WHAT TO DO. Each line that includes "size" counts once; give the total and nothing besides.

INFORMATION SHOWN.
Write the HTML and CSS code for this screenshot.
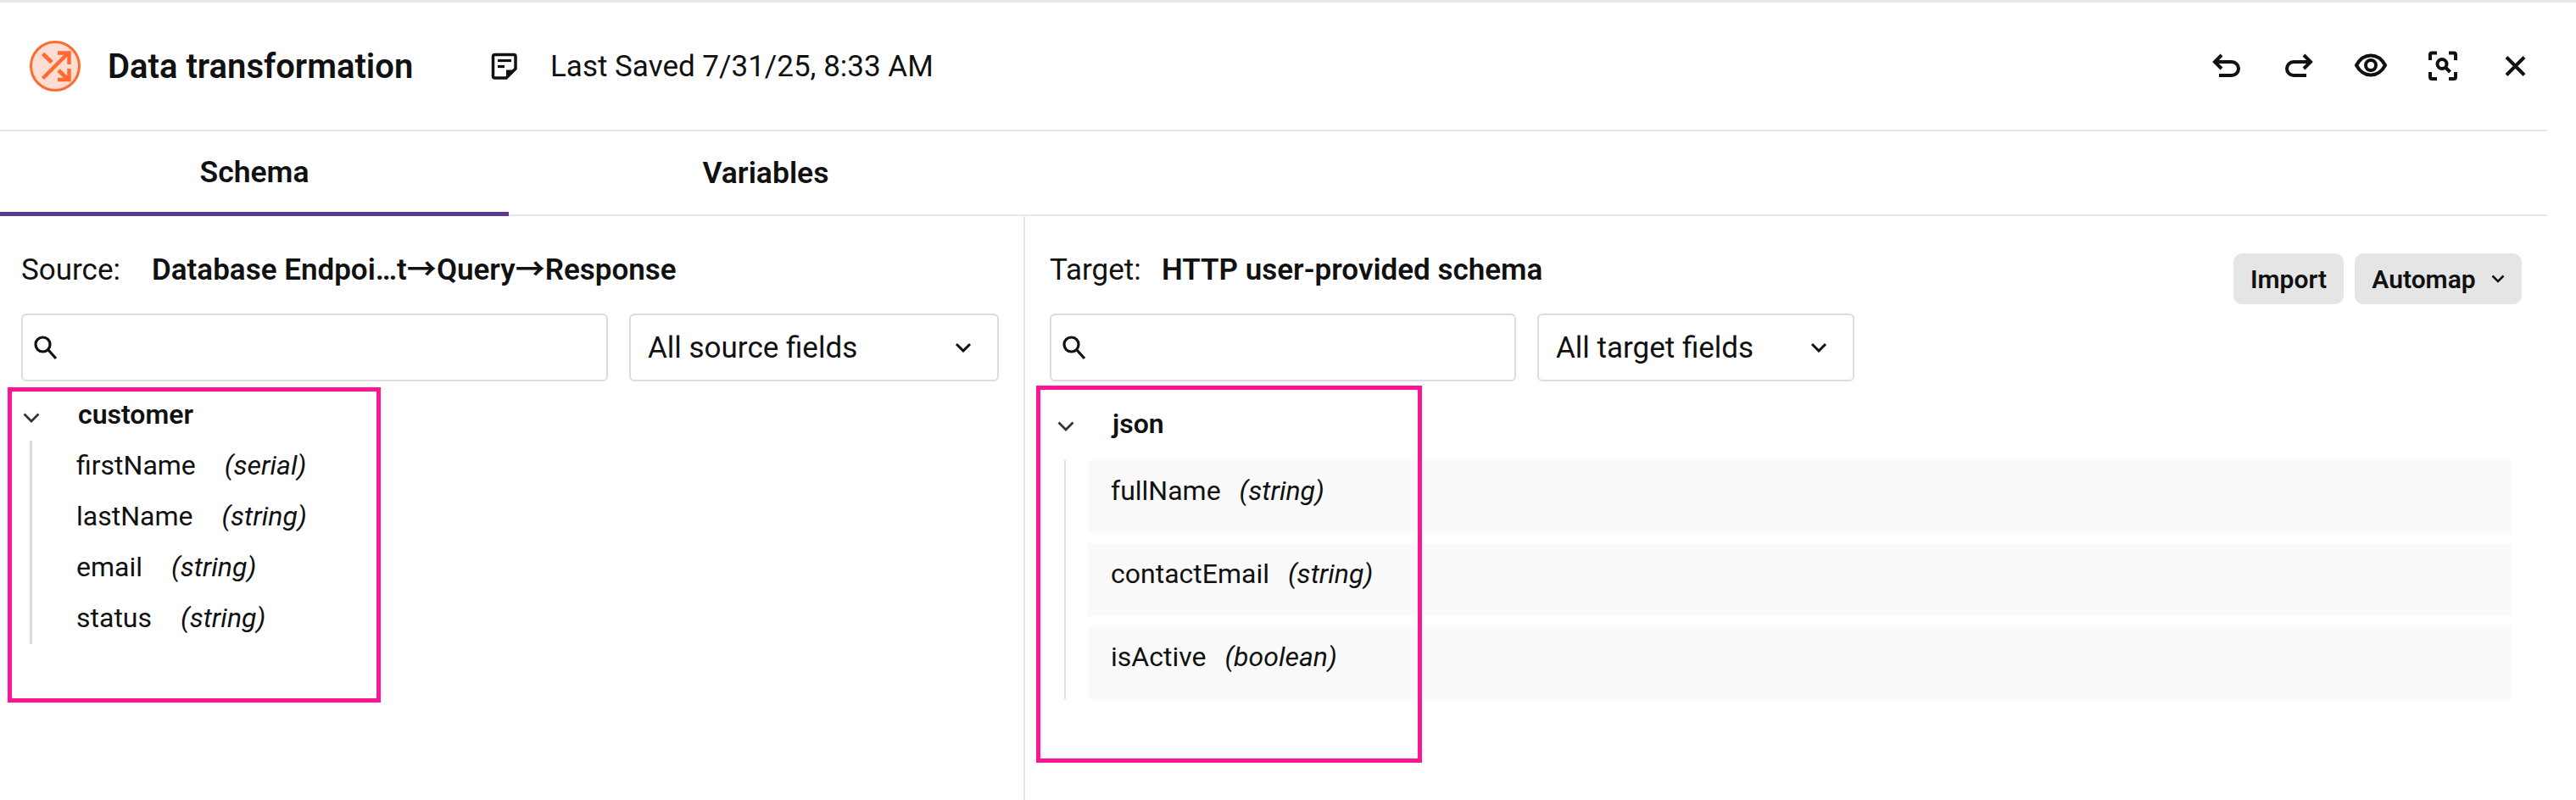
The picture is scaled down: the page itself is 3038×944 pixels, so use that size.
FILE: index.html
```html
<!DOCTYPE html>
<html lang="en">
<head>
<meta charset="utf-8">
<title>Data transformation</title>
<link rel="stylesheet" href="styles.css">
</head>
<body>
<div class="topline"></div>
<div class="app">
  <header class="header">
    <svg class="logo" width="60" height="60" viewBox="0 0 60 60">
      <circle cx="30" cy="30" r="28.5" fill="#ffddd2" stroke="#ff6a2e" stroke-width="3"/>
      <g fill="none" stroke="#ff6a2e" stroke-width="4.5">
        <path d="M15.5 15.5 26 25.5"/>
        <path d="M15.5 44.5 45 15"/>
        <path d="M34 35 45 45.5"/>
        <path d="M33 14.5H46.5V28"/>
        <path d="M33 46H46.5V33"/>
      </g>
    </svg>
    <h1 class="title">Data transformation</h1>
    <svg class="note" width="32" height="32" viewBox="0 0 32 32">
      <path d="M4.5 2.5H27a2 2 0 0 1 2 2V19L18 30H4.5a2 2 0 0 1-2-2V4.5a2 2 0 0 1 2-2Z" fill="none" stroke="#111" stroke-width="3.5"/>
      <path d="M8 9.5H24" stroke="#111" stroke-width="3.2"/>
      <path d="M8 16.5H16" stroke="#111" stroke-width="3.2"/>
      <path d="M18 20.5H30L18 31Z" fill="#111"/>
    </svg>
    <span class="saved">Last Saved 7/31/25, 8:33 AM</span>
    <div class="toolbar">
      <svg class="tool" viewBox="0 0 48 48"><path d="M10 18H30a8 8 0 0 1 0 16H15M18 10l-8 8 8 8"/></svg>
      <svg class="tool" viewBox="0 0 48 48"><path d="M38 18H18a8 8 0 0 0 0 16H33M30 10l8 8-8 8"/></svg>
      <svg class="tool" viewBox="0 0 48 48"><path d="M7 22C11 14.500 17 10.500 24 10.500S37 14.500 41 22C37 29.500 31 33.500 24 33.500S11 29.500 7 22Z"/><circle cx="24" cy="22" r="6"/></svg>
      <svg class="tool" viewBox="0 0 48 48"><path d="M9 16V9.500a2 2 0 0 1 2-2h6M31 7.500h6a2 2 0 0 1 2 2V16M39 30v6a2 2 0 0 1-2 2h-6M17 38h-6a2 2 0 0 1-2-2v-6"/><circle cx="23" cy="20.500" r="5.500"/><path d="M27 24.500l5.500 5.500"/></svg>
      <svg class="tool" viewBox="0 0 48 48"><path d="M14 12.500 35 33.500M35 12.500 14 33.500"/></svg>
    </div>
  </header>
  <nav class="tabs">
    <div class="tab tab-active">Schema</div>
    <div class="tab">Variables</div>
  </nav>
  <main class="body">
    <section class="pane pane-source">
      <div class="heading">
        <span class="label label-source">Source:</span>
        <strong class="path">Database Endpoi…t<span class="arrow">→</span>Query<span class="arrow">→</span>Response</strong>
      </div>
      <div class="controls">
        <div class="search search-source">
          <svg class="search-icon" width="30" height="30" viewBox="0 0 30 30"><circle cx="11.500" cy="11.500" r="8.500"/><path d="M18 18 27 28"/></svg>
        </div>
        <div class="select select-source">
          <span>All source fields</span>
          <svg class="chev" width="20" height="12" viewBox="0 0 20 12"><path d="M2 2l8 8 8-8"/></svg>
        </div>
      </div>
      <div class="tree">
        <div class="tree-head">
          <svg class="tree-chev" width="20" height="12" viewBox="0 0 20 12"><path d="M1.500 1.500 10 10l8.500-8.500"/></svg>
          <span class="tree-name">customer</span>
        </div>
        <ul class="fields">
          <li class="field"><span class="fname">firstName</span><em class="ftype">(serial)</em></li>
          <li class="field"><span class="fname">lastName</span><em class="ftype">(string)</em></li>
          <li class="field"><span class="fname">email</span><em class="ftype">(string)</em></li>
          <li class="field"><span class="fname">status</span><em class="ftype">(string)</em></li>
        </ul>
      </div>
    </section>
    <section class="pane pane-target">
      <div class="heading">
        <span class="label label-target">Target:</span>
        <strong class="path">HTTP user-provided schema</strong>
        <div class="actions">
          <button class="btn btn-import">Import</button>
          <button class="btn btn-auto">Automap
            <svg class="btn-chev" width="16" height="10" viewBox="0 0 16 10"><path d="M1.500 1.500 8 8l6.500-6.500"/></svg>
          </button>
        </div>
      </div>
      <div class="controls">
        <div class="search search-target">
          <svg class="search-icon" width="30" height="30" viewBox="0 0 30 30"><circle cx="11.500" cy="11.500" r="8.500"/><path d="M18 18 27 28"/></svg>
        </div>
        <div class="select select-target">
          <span>All target fields</span>
          <svg class="chev" width="20" height="12" viewBox="0 0 20 12"><path d="M2 2l8 8 8-8"/></svg>
        </div>
      </div>
      <div class="tree">
        <div class="tree-head tree-head-target">
          <svg class="tree-chev" width="20" height="12" viewBox="0 0 20 12"><path d="M1.500 1.500 10 10l8.500-8.500"/></svg>
          <span class="tree-name">json</span>
        </div>
        <ul class="fields fields-target">
          <li class="field field-target"><span class="fname">fullName</span><em class="ftype">(string)</em></li>
          <li class="field field-target"><span class="fname">contactEmail</span><em class="ftype">(string)</em></li>
          <li class="field field-target"><span class="fname">isActive</span><em class="ftype">(boolean)</em></li>
        </ul>
      </div>
    </section>
  </main>
</div>
<div class="mark mark-source"></div>
<div class="mark mark-target"></div>
</body>
</html>
```
FILE: styles.css
```css
* { box-sizing: border-box; }
html, body { margin: 0; padding: 0; background: #fff; }
body {
  position: relative;
  height: 944px;
  overflow: hidden;
  font-family: Roboto, "Liberation Sans", sans-serif;
  color: #111;
}
.topline { height: 3px; background: #e5e7eb; }
.app { width: 3004px; }

.header {
  height: 152px;
  border-bottom: 2px solid #e6e6e6;
  display: flex;
  align-items: center;
  padding-left: 35px;
}
.logo { flex: none; }
.title { margin: 0 0 0 32px; font-size: 40px; font-weight: 600; width: 452px; }
.note { flex: none; }
.saved { margin-left: 38px; font-size: 35px; }
.toolbar { margin-left: auto; margin-right: 14px; display: flex; gap: 37px; padding-top: 2px; }
.tool {
  width: 48px;
  height: 48px;
  fill: none;
  stroke: #111;
  stroke-width: 4;
}

.tabs { height: 100px; display: flex; gap: 3px; border-bottom: 2px solid #e6e6e6; }
.tab {
  width: 600px;
  height: 100px;
  display: flex;
  align-items: center;
  justify-content: center;
  padding-bottom: 2px;
  font-size: 35.500px;
  font-weight: 600;
}
.tab-active { border-bottom: 5px solid #5c3a92; padding-bottom: 0; }

.body { display: flex; height: 689px; }
.pane { padding-top: 33px; }
.pane-source { width: 1209px; padding-left: 25px; border-right: 2px solid #e6e6e6; }
.pane-target { flex: 1; padding-left: 29px; padding-right: 30px; }

.heading { height: 60px; display: flex; align-items: center; font-size: 35px; margin-bottom: 22px; }
.label-source { width: 154px; }
.label-target { width: 132px; }
.path { font-weight: 600; }
.arrow { font-family: "Noto Sans CJK JP", sans-serif; font-weight: 700; line-height: 0; }
.actions { margin-left: auto; display: flex; gap: 13px; align-self: flex-start; margin-top: 11px; }
.btn {
  height: 60px;
  border: 0;
  border-radius: 10px;
  background: #e5e5e5;
  font: 600 30px Roboto, sans-serif;
  color: #111;
  display: flex;
  align-items: center;
  justify-content: center;
}
.btn-import { width: 130px; }
.btn-auto { width: 197px; gap: 18px; }
.btn-chev { fill: none; stroke: #111; stroke-width: 2.500; }

.controls { display: flex; gap: 25px; height: 80px; }
.search, .select {
  height: 80px;
  border: 2px solid #dcdcdc;
  border-radius: 6px;
  display: flex;
  align-items: center;
}
.search { padding-left: 12px; }
.search-source { width: 692px; }
.search-target { width: 550px; }
.search-icon { fill: none; stroke: #111; stroke-width: 3.200; }
.select { font-size: 35px; padding: 0 30px 0 20px; justify-content: space-between; }
.select-source { width: 436px; }
.select-target { width: 374px; }
.chev { fill: none; stroke: #111; stroke-width: 3; }

.tree { margin-top: 10px; }
.tree-head { height: 60px; display: flex; align-items: center; padding: 0 0 2px 2px; }
.tree-head-target { height: 83px; padding-left: 9px; padding-bottom: 4px; }
.tree-chev { fill: none; stroke: #333; stroke-width: 2.800; margin-top: 7px; }
.tree-name { margin-left: 45px; font-size: 32px; font-weight: 600; }

.fields {
  list-style: none;
  margin: 0 0 0 10px;
  padding: 0 0 0 52px;
  border-left: 3px solid #dcdcdc;
}
.field { height: 60px; display: flex; align-items: center; font-size: 32px; padding-bottom: 3px; }
.fname { margin-right: 34px; }
.ftype { font-style: italic; }

.fields-target {
  margin-left: 17px;
  padding-left: 26px;
  border-left-width: 2px;
  margin-right: 12px;
  display: flex;
  flex-direction: column;
  gap: 12px;
}
.field-target {
  height: 86px;
  background: #fafafa;
  padding: 12px 0 0 27px;
  align-items: flex-start;
  line-height: 48px;
}
.field-target .fname { margin-right: 22px; }

.mark { position: absolute; border: 5px solid #ff1493; }
.mark-source { left: 9px; top: 457px; width: 440px; height: 372px; }
.mark-target { left: 1222px; top: 455px; width: 455px; height: 445px; }
```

RESULT OF THIS EXERCISE. 8